— Written request —
Could you repeat the records below exactly, leaving out any pictures?

Some records
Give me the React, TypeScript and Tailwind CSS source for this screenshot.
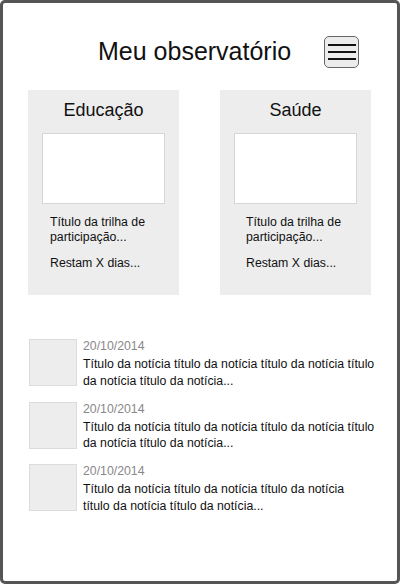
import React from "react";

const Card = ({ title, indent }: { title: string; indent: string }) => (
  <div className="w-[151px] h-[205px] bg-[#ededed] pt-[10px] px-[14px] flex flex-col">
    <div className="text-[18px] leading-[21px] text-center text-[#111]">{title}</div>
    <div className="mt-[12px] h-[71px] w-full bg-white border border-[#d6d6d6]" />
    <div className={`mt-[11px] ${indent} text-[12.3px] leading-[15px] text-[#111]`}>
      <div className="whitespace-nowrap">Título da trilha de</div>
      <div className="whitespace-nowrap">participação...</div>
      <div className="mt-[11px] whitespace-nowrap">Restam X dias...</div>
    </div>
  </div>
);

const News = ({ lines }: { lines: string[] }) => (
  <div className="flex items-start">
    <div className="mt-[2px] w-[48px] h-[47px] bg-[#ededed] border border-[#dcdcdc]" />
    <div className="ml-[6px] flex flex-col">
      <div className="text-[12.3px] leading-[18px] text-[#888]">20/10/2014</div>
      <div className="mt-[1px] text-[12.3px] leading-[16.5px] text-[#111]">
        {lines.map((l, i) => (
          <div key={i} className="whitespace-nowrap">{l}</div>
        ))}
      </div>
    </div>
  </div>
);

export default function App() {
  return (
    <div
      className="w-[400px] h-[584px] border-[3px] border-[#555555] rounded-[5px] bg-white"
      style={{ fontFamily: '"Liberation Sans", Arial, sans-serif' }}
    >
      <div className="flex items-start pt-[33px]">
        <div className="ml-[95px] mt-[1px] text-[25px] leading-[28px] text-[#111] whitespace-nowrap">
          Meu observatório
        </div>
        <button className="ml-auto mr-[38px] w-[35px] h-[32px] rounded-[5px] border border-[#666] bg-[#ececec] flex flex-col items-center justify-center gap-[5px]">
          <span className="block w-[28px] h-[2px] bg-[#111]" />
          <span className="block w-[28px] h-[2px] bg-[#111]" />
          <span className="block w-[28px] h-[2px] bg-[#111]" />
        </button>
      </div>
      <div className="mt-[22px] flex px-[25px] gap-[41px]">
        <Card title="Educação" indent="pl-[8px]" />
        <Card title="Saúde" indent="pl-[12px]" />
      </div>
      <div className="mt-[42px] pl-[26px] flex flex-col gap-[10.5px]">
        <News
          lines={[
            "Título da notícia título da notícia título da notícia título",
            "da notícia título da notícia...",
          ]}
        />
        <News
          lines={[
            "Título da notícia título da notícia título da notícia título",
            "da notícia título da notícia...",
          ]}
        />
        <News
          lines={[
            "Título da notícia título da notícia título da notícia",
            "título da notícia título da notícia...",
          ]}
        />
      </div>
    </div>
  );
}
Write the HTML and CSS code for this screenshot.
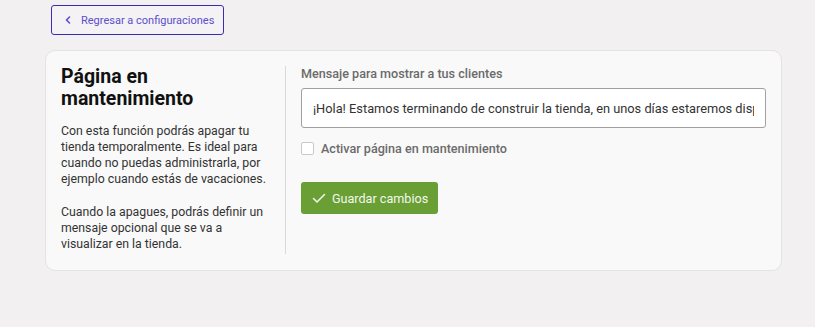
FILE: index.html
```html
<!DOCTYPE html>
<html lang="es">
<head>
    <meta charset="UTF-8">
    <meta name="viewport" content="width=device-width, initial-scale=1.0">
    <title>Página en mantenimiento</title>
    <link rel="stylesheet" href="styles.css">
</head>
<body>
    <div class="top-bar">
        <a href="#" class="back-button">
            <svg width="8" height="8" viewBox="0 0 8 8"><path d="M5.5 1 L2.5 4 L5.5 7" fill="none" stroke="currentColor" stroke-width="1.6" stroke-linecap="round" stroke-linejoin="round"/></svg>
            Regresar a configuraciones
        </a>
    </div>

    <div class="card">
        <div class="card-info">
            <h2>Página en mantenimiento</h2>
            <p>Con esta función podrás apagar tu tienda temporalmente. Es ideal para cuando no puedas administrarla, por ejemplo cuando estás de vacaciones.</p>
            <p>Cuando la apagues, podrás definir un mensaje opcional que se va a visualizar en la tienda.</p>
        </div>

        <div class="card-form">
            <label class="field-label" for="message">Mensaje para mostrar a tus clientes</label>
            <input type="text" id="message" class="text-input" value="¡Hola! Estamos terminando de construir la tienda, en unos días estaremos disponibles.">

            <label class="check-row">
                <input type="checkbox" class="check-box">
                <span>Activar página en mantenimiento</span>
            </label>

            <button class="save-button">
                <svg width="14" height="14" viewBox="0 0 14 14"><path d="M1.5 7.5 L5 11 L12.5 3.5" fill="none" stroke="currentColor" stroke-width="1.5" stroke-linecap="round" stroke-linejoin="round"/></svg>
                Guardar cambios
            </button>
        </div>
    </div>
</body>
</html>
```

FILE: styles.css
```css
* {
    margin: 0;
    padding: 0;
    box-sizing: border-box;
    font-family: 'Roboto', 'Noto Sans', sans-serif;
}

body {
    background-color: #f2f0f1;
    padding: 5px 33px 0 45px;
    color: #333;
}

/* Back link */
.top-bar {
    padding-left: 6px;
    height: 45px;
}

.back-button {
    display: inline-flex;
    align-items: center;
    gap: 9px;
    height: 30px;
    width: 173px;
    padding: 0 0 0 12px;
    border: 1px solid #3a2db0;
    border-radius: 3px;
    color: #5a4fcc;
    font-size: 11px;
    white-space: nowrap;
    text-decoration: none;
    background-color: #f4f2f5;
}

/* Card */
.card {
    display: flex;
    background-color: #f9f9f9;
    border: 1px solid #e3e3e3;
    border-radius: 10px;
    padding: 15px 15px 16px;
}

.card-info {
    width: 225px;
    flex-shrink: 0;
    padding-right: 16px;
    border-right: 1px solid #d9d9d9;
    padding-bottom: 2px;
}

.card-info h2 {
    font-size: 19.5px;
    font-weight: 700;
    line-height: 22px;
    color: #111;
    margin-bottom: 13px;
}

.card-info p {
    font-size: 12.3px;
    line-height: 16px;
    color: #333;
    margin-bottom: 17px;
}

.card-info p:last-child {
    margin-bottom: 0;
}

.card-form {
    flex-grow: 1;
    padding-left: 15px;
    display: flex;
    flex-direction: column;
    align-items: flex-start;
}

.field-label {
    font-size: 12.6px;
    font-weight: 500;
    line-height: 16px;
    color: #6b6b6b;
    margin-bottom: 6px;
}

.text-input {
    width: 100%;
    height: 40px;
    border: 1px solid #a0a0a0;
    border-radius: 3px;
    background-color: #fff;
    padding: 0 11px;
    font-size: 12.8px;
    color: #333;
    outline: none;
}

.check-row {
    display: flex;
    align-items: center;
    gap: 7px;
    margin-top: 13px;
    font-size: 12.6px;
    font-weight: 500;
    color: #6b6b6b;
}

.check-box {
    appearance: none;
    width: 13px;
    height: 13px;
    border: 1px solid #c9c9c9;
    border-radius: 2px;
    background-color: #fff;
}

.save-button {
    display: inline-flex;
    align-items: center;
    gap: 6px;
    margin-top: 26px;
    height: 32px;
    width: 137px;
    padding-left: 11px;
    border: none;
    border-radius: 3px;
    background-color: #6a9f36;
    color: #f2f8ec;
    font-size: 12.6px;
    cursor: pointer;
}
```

— Answer for this exercise —
Give me the React, TypeScript and Tailwind CSS source for this screenshot.
import React from "react";

const Card = ({ title, indent }: { title: string; indent: string }) => (
  <div className="w-[151px] h-[205px] bg-[#ededed] pt-[10px] px-[14px] flex flex-col">
    <div className="text-[18px] leading-[21px] text-center text-[#111]">{title}</div>
    <div className="mt-[12px] h-[71px] w-full bg-white border border-[#d6d6d6]" />
    <div className={`mt-[11px] ${indent} text-[12.3px] leading-[15px] text-[#111]`}>
      <div className="whitespace-nowrap">Título da trilha de</div>
      <div className="whitespace-nowrap">participação...</div>
      <div className="mt-[11px] whitespace-nowrap">Restam X dias...</div>
    </div>
  </div>
);

const News = ({ lines }: { lines: string[] }) => (
  <div className="flex items-start">
    <div className="mt-[2px] w-[48px] h-[47px] bg-[#ededed] border border-[#dcdcdc]" />
    <div className="ml-[6px] flex flex-col">
      <div className="text-[12.3px] leading-[18px] text-[#888]">20/10/2014</div>
      <div className="mt-[1px] text-[12.3px] leading-[16.5px] text-[#111]">
        {lines.map((l, i) => (
          <div key={i} className="whitespace-nowrap">{l}</div>
        ))}
      </div>
    </div>
  </div>
);

export default function App() {
  return (
    <div
      className="w-[400px] h-[584px] border-[3px] border-[#555555] rounded-[5px] bg-white"
      style={{ fontFamily: '"Liberation Sans", Arial, sans-serif' }}
    >
      <div className="flex items-start pt-[33px]">
        <div className="ml-[95px] mt-[1px] text-[25px] leading-[28px] text-[#111] whitespace-nowrap">
          Meu observatório
        </div>
        <button className="ml-auto mr-[38px] w-[35px] h-[32px] rounded-[5px] border border-[#666] bg-[#ececec] flex flex-col items-center justify-center gap-[5px]">
          <span className="block w-[28px] h-[2px] bg-[#111]" />
          <span className="block w-[28px] h-[2px] bg-[#111]" />
          <span className="block w-[28px] h-[2px] bg-[#111]" />
        </button>
      </div>
      <div className="mt-[22px] flex px-[25px] gap-[41px]">
        <Card title="Educação" indent="pl-[8px]" />
        <Card title="Saúde" indent="pl-[12px]" />
      </div>
      <div className="mt-[42px] pl-[26px] flex flex-col gap-[10.5px]">
        <News
          lines={[
            "Título da notícia título da notícia título da notícia título",
            "da notícia título da notícia...",
          ]}
        />
        <News
          lines={[
            "Título da notícia título da notícia título da notícia título",
            "da notícia título da notícia...",
          ]}
        />
        <News
          lines={[
            "Título da notícia título da notícia título da notícia",
            "título da notícia título da notícia...",
          ]}
        />
      </div>
    </div>
  );
}
Write the HTML and CSS code for this screenshot.
FILE: index.html
```html
<!DOCTYPE html>
<html lang="es">
<head>
    <meta charset="UTF-8">
    <meta name="viewport" content="width=device-width, initial-scale=1.0">
    <title>Página en mantenimiento</title>
    <link rel="stylesheet" href="styles.css">
</head>
<body>
    <div class="top-bar">
        <a href="#" class="back-button">
            <svg width="8" height="8" viewBox="0 0 8 8"><path d="M5.5 1 L2.5 4 L5.5 7" fill="none" stroke="currentColor" stroke-width="1.6" stroke-linecap="round" stroke-linejoin="round"/></svg>
            Regresar a configuraciones
        </a>
    </div>

    <div class="card">
        <div class="card-info">
            <h2>Página en mantenimiento</h2>
            <p>Con esta función podrás apagar tu tienda temporalmente. Es ideal para cuando no puedas administrarla, por ejemplo cuando estás de vacaciones.</p>
            <p>Cuando la apagues, podrás definir un mensaje opcional que se va a visualizar en la tienda.</p>
        </div>

        <div class="card-form">
            <label class="field-label" for="message">Mensaje para mostrar a tus clientes</label>
            <input type="text" id="message" class="text-input" value="¡Hola! Estamos terminando de construir la tienda, en unos días estaremos disponibles.">

            <label class="check-row">
                <input type="checkbox" class="check-box">
                <span>Activar página en mantenimiento</span>
            </label>

            <button class="save-button">
                <svg width="14" height="14" viewBox="0 0 14 14"><path d="M1.5 7.5 L5 11 L12.5 3.5" fill="none" stroke="currentColor" stroke-width="1.5" stroke-linecap="round" stroke-linejoin="round"/></svg>
                Guardar cambios
            </button>
        </div>
    </div>
</body>
</html>
```

FILE: styles.css
```css
* {
    margin: 0;
    padding: 0;
    box-sizing: border-box;
    font-family: 'Roboto', 'Noto Sans', sans-serif;
}

body {
    background-color: #f2f0f1;
    padding: 5px 33px 0 45px;
    color: #333;
}

/* Back link */
.top-bar {
    padding-left: 6px;
    height: 45px;
}

.back-button {
    display: inline-flex;
    align-items: center;
    gap: 9px;
    height: 30px;
    width: 173px;
    padding: 0 0 0 12px;
    border: 1px solid #3a2db0;
    border-radius: 3px;
    color: #5a4fcc;
    font-size: 11px;
    white-space: nowrap;
    text-decoration: none;
    background-color: #f4f2f5;
}

/* Card */
.card {
    display: flex;
    background-color: #f9f9f9;
    border: 1px solid #e3e3e3;
    border-radius: 10px;
    padding: 15px 15px 16px;
}

.card-info {
    width: 225px;
    flex-shrink: 0;
    padding-right: 16px;
    border-right: 1px solid #d9d9d9;
    padding-bottom: 2px;
}

.card-info h2 {
    font-size: 19.5px;
    font-weight: 700;
    line-height: 22px;
    color: #111;
    margin-bottom: 13px;
}

.card-info p {
    font-size: 12.3px;
    line-height: 16px;
    color: #333;
    margin-bottom: 17px;
}

.card-info p:last-child {
    margin-bottom: 0;
}

.card-form {
    flex-grow: 1;
    padding-left: 15px;
    display: flex;
    flex-direction: column;
    align-items: flex-start;
}

.field-label {
    font-size: 12.6px;
    font-weight: 500;
    line-height: 16px;
    color: #6b6b6b;
    margin-bottom: 6px;
}

.text-input {
    width: 100%;
    height: 40px;
    border: 1px solid #a0a0a0;
    border-radius: 3px;
    background-color: #fff;
    padding: 0 11px;
    font-size: 12.8px;
    color: #333;
    outline: none;
}

.check-row {
    display: flex;
    align-items: center;
    gap: 7px;
    margin-top: 13px;
    font-size: 12.6px;
    font-weight: 500;
    color: #6b6b6b;
}

.check-box {
    appearance: none;
    width: 13px;
    height: 13px;
    border: 1px solid #c9c9c9;
    border-radius: 2px;
    background-color: #fff;
}

.save-button {
    display: inline-flex;
    align-items: center;
    gap: 6px;
    margin-top: 26px;
    height: 32px;
    width: 137px;
    padding-left: 11px;
    border: none;
    border-radius: 3px;
    background-color: #6a9f36;
    color: #f2f8ec;
    font-size: 12.6px;
    cursor: pointer;
}
```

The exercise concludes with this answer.